The Internet For Distance Learning


This NZS.nz article contains information on using the internet to study and learn from home.

Want to learn how the internet helps thousands of people learn through distance? Read on to find out.

It seems like we can do pretty much anything through the internet these days, and distance learning is no exception. Distance learning has always been utilised by those who live far away from towns or cities, or who don’t have time to go to a school during the day, or who have difficulties participating in a normal school programme. It’s not always easy, but it’s a legitimate and valid way to gain an education, and using the internet makes it possible to gain higher qualifications through distance than ever before.

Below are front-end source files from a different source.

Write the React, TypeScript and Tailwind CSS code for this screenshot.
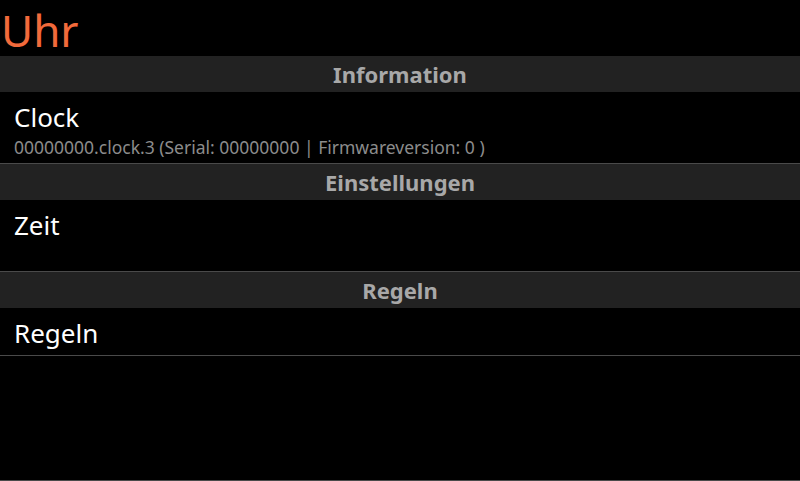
import React from "react";

const font = { fontFamily: '"Noto Sans", "Open Sans", sans-serif' };

function SectionHeader({ label }: { label: string }) {
  return (
    <div className="flex h-9 items-center justify-center bg-[#222222]">
      <span className="text-[22px] font-bold leading-9 text-[#a8a8a8]">{label}</span>
    </div>
  );
}

function Item({
  title,
  subtitle,
  height,
}: {
  title: string;
  subtitle?: string;
  height: string;
}) {
  return (
    <div className={`flex flex-col border-b border-[#4a4a4a] px-[14px] pt-[10px] ${height}`}>
      <span className="text-[26px] leading-[30px] text-white">{title}</span>
      {subtitle && (
        <span className="mt-[4px] text-[17.5px] leading-[22px] text-[#8c8c8c]">{subtitle}</span>
      )}
    </div>
  );
}

export default function App() {
  return (
    <div className="flex h-[481px] w-[800px] flex-col bg-black" style={font}>
      <div className="flex h-14 items-center pl-[1px]">
        <span className="pt-[4px] text-[44px] leading-[52px] text-[#f26a3b]">Uhr</span>
      </div>
      <SectionHeader label="Information" />
      <Item
        title="Clock"
        subtitle="00000000.clock.3 (Serial: 00000000 | Firmwareversion: 0 )"
        height="h-[72px]"
      />
      <SectionHeader label="Einstellungen" />
      <Item title="Zeit" height="h-[72px]" />
      <SectionHeader label="Regeln" />
      <Item title="Regeln" height="h-[48px]" />
      <div className="flex-1 border-b border-[#4a4a4a]" />
    </div>
  );
}
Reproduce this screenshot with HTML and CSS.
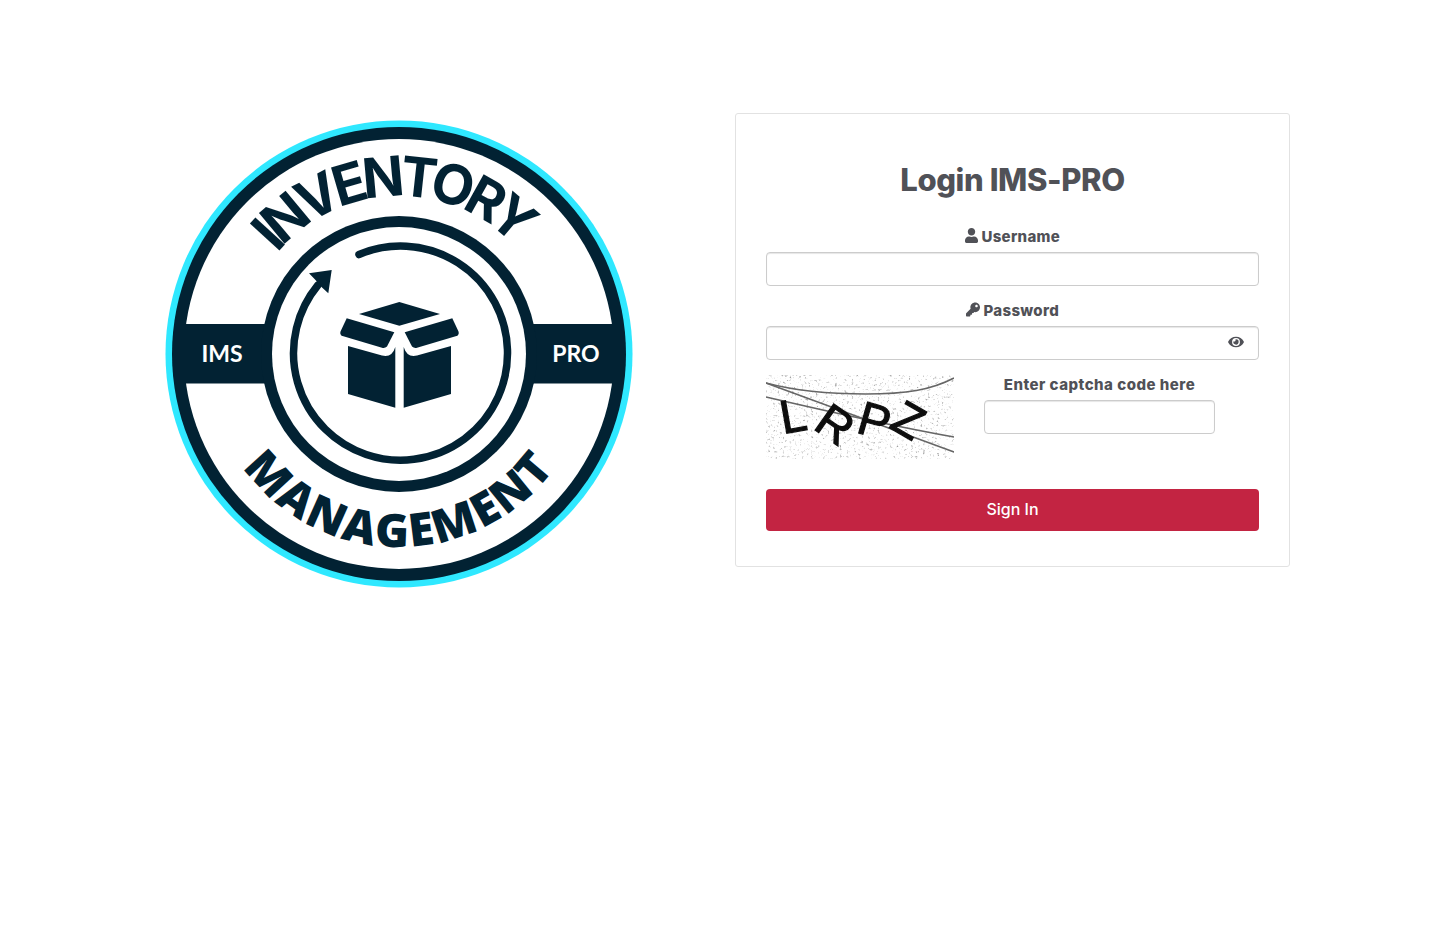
FILE: index.html
```html
<!DOCTYPE html>
<html lang="en">
<head>
    <meta charset="UTF-8">
    <meta name="viewport" content="width=device-width, initial-scale=1.0">
    <title>Login IMS-PRO</title>
    <link rel="stylesheet" href="styles.css">
</head>
<body>
    <div class="container">
        <div class="logo-col">
            <!-- viewBox uses page coordinates, centre of badge is 399,354 -->
            <svg class="logo" viewBox="165 120 468 468" role="img" aria-label="Inventory Management IMS PRO">
                <defs>
                    <path id="arc-top" d="M 241 354 A 158 158 0 0 1 557 354"/>
                    <path id="arc-bottom" d="M 206 354 A 193 193 0 0 0 592 354"/>
                </defs>
                <circle cx="399" cy="354" r="233.5" fill="#2fe8ff"/>
                <circle cx="399" cy="354" r="227" fill="#022233"/>
                <circle cx="399" cy="354" r="215" fill="#fff"/>
                <rect x="180" y="324" width="438" height="59.5" fill="#022233"/>
                <circle cx="399" cy="354" r="138" fill="#022233"/>
                <circle cx="399" cy="354" r="127" fill="#fff"/>

                <text class="logo-top"><textPath href="#arc-top" startOffset="109" textLength="270" lengthAdjust="spacing">INVENTORY</textPath></text>
                <text class="logo-bottom"><textPath href="#arc-bottom" startOffset="121" textLength="362" lengthAdjust="spacing">MANAGEMENT</textPath></text>
                <text class="logo-side" x="222" y="362" text-anchor="middle">IMS</text>
                <text class="logo-side" x="576" y="362" text-anchor="middle">PRO</text>

                <!-- circular arrow -->
                <path d="M 359 254.5 A 107 107 0 1 1 318 285" fill="none" stroke="#022233" stroke-width="7.5" stroke-linecap="round"/>
                <path d="M331.7 270 L309 273.3 L315.5 280 L321.5 287 L328.3 293.3 Z" fill="#022233"/>

                <!-- box -->
                <g fill="#022233">
                    <path d="M399.3 302 L440 314 L399.3 325.7 L359 314 Z"/>
                    <path d="M346.7 318.3 L394.3 332.3 L387 346.5 Q385 348.5 382 347.8 L342.5 336 Q339.5 334.5 340.5 331.5 Z"/>
                    <path d="M452.3 318.3 L404.7 332.3 L412 346.5 Q414 348.5 417 347.8 L456.5 336 Q459.5 334.5 458.5 331.5 Z"/>
                    <path d="M348 346 L382 355.5 Q392 358 395.3 347 L395.3 407.7 L348 394 Z"/>
                    <path d="M451 346 L417 355.5 Q407 358 403.7 347 L403.7 407.7 L451 394 Z"/>
                </g>
            </svg>
        </div>

        <div class="form-col">
            <form class="login-card">
                <h1>Login IMS-PRO</h1>

                <div class="form-group">
                    <label for="username">
                        <svg class="icon" viewBox="0 0 448 512"><path d="M224 256c70.7 0 128-57.3 128-128S294.7 0 224 0 96 57.3 96 128s57.3 128 128 128zm89.6 32h-16.7c-22.2 10.2-46.9 16-72.9 16s-50.6-5.8-72.9-16h-16.7C60.2 288 0 348.2 0 422.4V464c0 26.5 21.5 48 48 48h352c26.5 0 48-21.5 48-48v-41.6c0-74.2-60.2-134.4-134.4-134.4z"/></svg>
                        Username
                    </label>
                    <input id="username" type="text" class="form-control">
                </div>

                <div class="form-group">
                    <label for="password">
                        <svg class="icon icon-key" viewBox="0 0 512 512"><path d="M512 176.001C512 273.203 433.202 352 336 352c-11.22 0-22.19-1.062-32.827-3.069l-24.012 27.014A23.999 23.999 0 0 1 261.223 384H224v40c0 13.255-10.745 24-24 24h-40v40c0 13.255-10.745 24-24 24H24c-13.255 0-24-10.745-24-24v-78.059c0-6.365 2.529-12.47 7.029-16.971l161.802-161.802C163.108 213.814 160 195.271 160 176 160 78.798 238.797.001 335.999 0 433.488-.001 512 78.511 512 176.001zM336 128c0 26.51 21.49 48 48 48s48-21.49 48-48-21.49-48-48-48-48 21.49-48 48z"/></svg>
                        Password
                    </label>
                    <div class="password-wrap">
                        <input id="password" type="password" class="form-control">
                        <svg class="eye" viewBox="0 0 576 512"><path d="M572.52 241.4C518.29 135.59 410.93 64 288 64S57.68 135.64 3.48 241.41a32.35 32.35 0 0 0 0 29.19C57.71 376.41 165.07 448 288 448s230.32-71.64 284.52-177.41a32.35 32.35 0 0 0 0-29.19zM288 400a144 144 0 1 1 144-144 143.93 143.93 0 0 1-144 144zm0-240a95.31 95.31 0 0 0-25.31 3.79 47.85 47.85 0 0 1-66.9 66.9A95.78 95.78 0 1 0 288 160z"/></svg>
                    </div>
                </div>

                <div class="captcha-row">
                    <svg class="captcha" viewBox="0 0 188 84" role="img" aria-label="captcha">
                        <defs>
                            <filter id="speckle" x="0" y="0" width="100%" height="100%">
                                <feTurbulence type="fractalNoise" baseFrequency="0.42" numOctaves="2" seed="7"/>
                                <feColorMatrix type="matrix" values="0 0 0 0 0.35  0 0 0 0 0.35  0 0 0 0 0.35  2.2 2.2 0 0 -2.45"/>
                                <feGaussianBlur stdDeviation="0.5"/>
                            </filter>
                            <filter id="soft"><feGaussianBlur stdDeviation="0.55"/></filter>
                        </defs>
                        <rect width="188" height="84" fill="#fff"/>
                        <rect width="188" height="84" filter="url(#speckle)"/>
                        <g fill="none" stroke="#666" stroke-width="1.6" filter="url(#soft)">
                            <path d="M0 8 C 30 16, 60 19, 100 19 S 165 15, 188 3"/>
                            <path d="M0 8 L 188 77"/>
                            <path d="M0 22 C 60 36, 120 50, 188 62"/>
                        </g>
                        <text class="captcha-text" x="17 46 89 122" y="59 53 57 52" rotate="-10 35 16 30" filter="url(#soft)">LRPZ</text>
                    </svg>
                    <div class="captcha-input">
                        <label for="captcha">Enter captcha code here</label>
                        <input id="captcha" type="text" class="form-control">
                    </div>
                </div>

                <button type="button" class="btn-signin">Sign In</button>
            </form>
        </div>
    </div>
</body>
</html>
```

FILE: styles.css
```css
body {
    font-family: 'Inter', 'Liberation Sans', sans-serif;
    color: #505157;
    background-color: #fff;
    margin: 0;
}

.container {
    display: grid;
    grid-template-columns: 1fr 1fr;
    width: 1170px;
    margin: 0 auto;
    padding-top: 113px;
}

.logo-col {
    padding: 7px 15px 0 30px;
}

.logo {
    display: block;
    width: 468px;
    height: 468px;
}

.logo-top,
.logo-bottom {
    fill: #022233;
}

.logo-top {
    font-family: 'Inter', sans-serif;
    font-size: 55px;
    font-weight: 700;
}

.logo-bottom {
    font-family: 'Open Sans', sans-serif;
    font-size: 46px;
    font-weight: 800;
}

.logo-side {
    font-family: 'Lato', sans-serif;
    font-size: 23px;
    font-weight: 700;
    fill: #fff;
}

.form-col {
    padding: 0 15px;
}

.login-card {
    border: 1px solid #e2e2e2;
    border-radius: 3px;
    padding: 42px 30px 35px;
}

h1 {
    font-size: 31px;
    line-height: 48px;
    font-weight: 800;
    letter-spacing: -0.4px;
    text-align: center;
    margin: 0 0 21px;
}

.form-group {
    margin-bottom: 13px;
}

label {
    display: block;
    font-size: 15px;
    line-height: 24px;
    font-weight: 800;
    text-align: center;
    letter-spacing: 0.3px;
    margin-bottom: 3px;
}

.icon {
    width: 13px;
    height: 15px;
    fill: currentColor;
    vertical-align: -1px;
}

.icon-key {
    width: 14px;
}

.form-control {
    display: block;
    box-sizing: border-box;
    width: 100%;
    height: 34px;
    border: 1px solid #ccc;
    border-radius: 4px;
    background-color: #fff;
    box-shadow: inset 0 1px 1px rgba(0, 0, 0, 0.1);
}

.password-wrap {
    position: relative;
}

.eye {
    position: absolute;
    top: 9px;
    right: 15px;
    width: 16px;
    height: 14px;
    fill: currentColor;
}

.captcha-row {
    display: flex;
    align-items: flex-start;
    gap: 30px;
    margin-bottom: 30px;
}

.captcha {
    display: block;
    width: 188px;
    height: 84px;
    margin-top: 2px;
}

.captcha-text {
    font-family: 'Liberation Sans', sans-serif;
    font-size: 47px;
    fill: #111;
    stroke: #111;
    stroke-width: 1.2px;
}

.captcha-input {
    width: 231px;
}

.captcha-input label {
    white-space: nowrap;
    letter-spacing: 0.5px;
}

.btn-signin {
    display: block;
    width: 100%;
    height: 42px;
    padding-bottom: 3px;
    border: none;
    border-radius: 4px;
    background-color: #c32442;
    color: #fff;
    font-family: inherit;
    font-size: 16px;
    font-weight: 500;
    cursor: pointer;
}
```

For those who aren’t too sure about it though, it can be a confusing thing to comprehend, so let’s break it down.

Some Ways That The Internet Assists The Learning Process

  • Online Lectures. Believe it or not, you can now often receive university-quality lectures and presentations from the comfort of your own home! It’s becoming increasingly common for professors and teachers to upload their class notes and content online for students to view in their own time, and Skype and Audio Conferencing make it possible for even interactive classes to take place over the internet.
  • Student Interaction. Online message boards have become more and more popular across all channels of the web, and now they’re being tapped to help students interact online. Students can share notes, have discussions and work on assignments all within a message board. This helps decrease the feeling of isolation for distance students.
  • Evaluation Tests. It may sound weird to have tests online- after all, can’t the students just use Google and cheat? However, all that’s required to make them work is an adjustment to the way tests are set. By testing student’s understanding of ideas and concepts rather than basic fact retention, teachers can accurately assess how well they’re doing in class.
  • Assignment Work. These days, even normal schools and universities often take advantage of an “online drop-box” system, allowing students to submit work from home (and often right up until the deadline). So it makes sense that distance learning institutions take advantage of this as well, making it easy for teachers to set assignments, and for students to hand them in regardless of their availability during the day.
  • A Customised Work Process. Not everybody learns the same way, or at the same rate. Online learning facilitates a range of learning styles, allowing students to go at their own pace. Some will grasp concepts easily and leap ahead to do more of their own reading. Others will enjoy being able to absorb lecture notes slowly, without the hurry to take everything down.
  • Feedback Through Email. Even for students who go to school, finding time to speak with the teacher about their work and receive feedback can be difficult. Teachers are often only available a few hours per week. But by exchanging feedback through email, it’s possible to use the time that each party is free to have a more in-depth discussion, and explain issues in more detail.
  • Online Learning Systems. Systems such as Blackboard and Moodle already in use at universities throughout the world, simply because they’re so useful for learning. Combining a forum, announcements, class notes and assignment submissions into one convenient place, these systems transfer seamlessly into a distance-learning environment.

The internet has amazing power to help our lives, and in particular when it’s applied to education it can do great things. By bringing the learning environment to people of all job types and dispositions, it can be effectively used at primary, intermediate, secondary or even tertiary level. For those who require learning to take place away from school, the internet is an essential tool.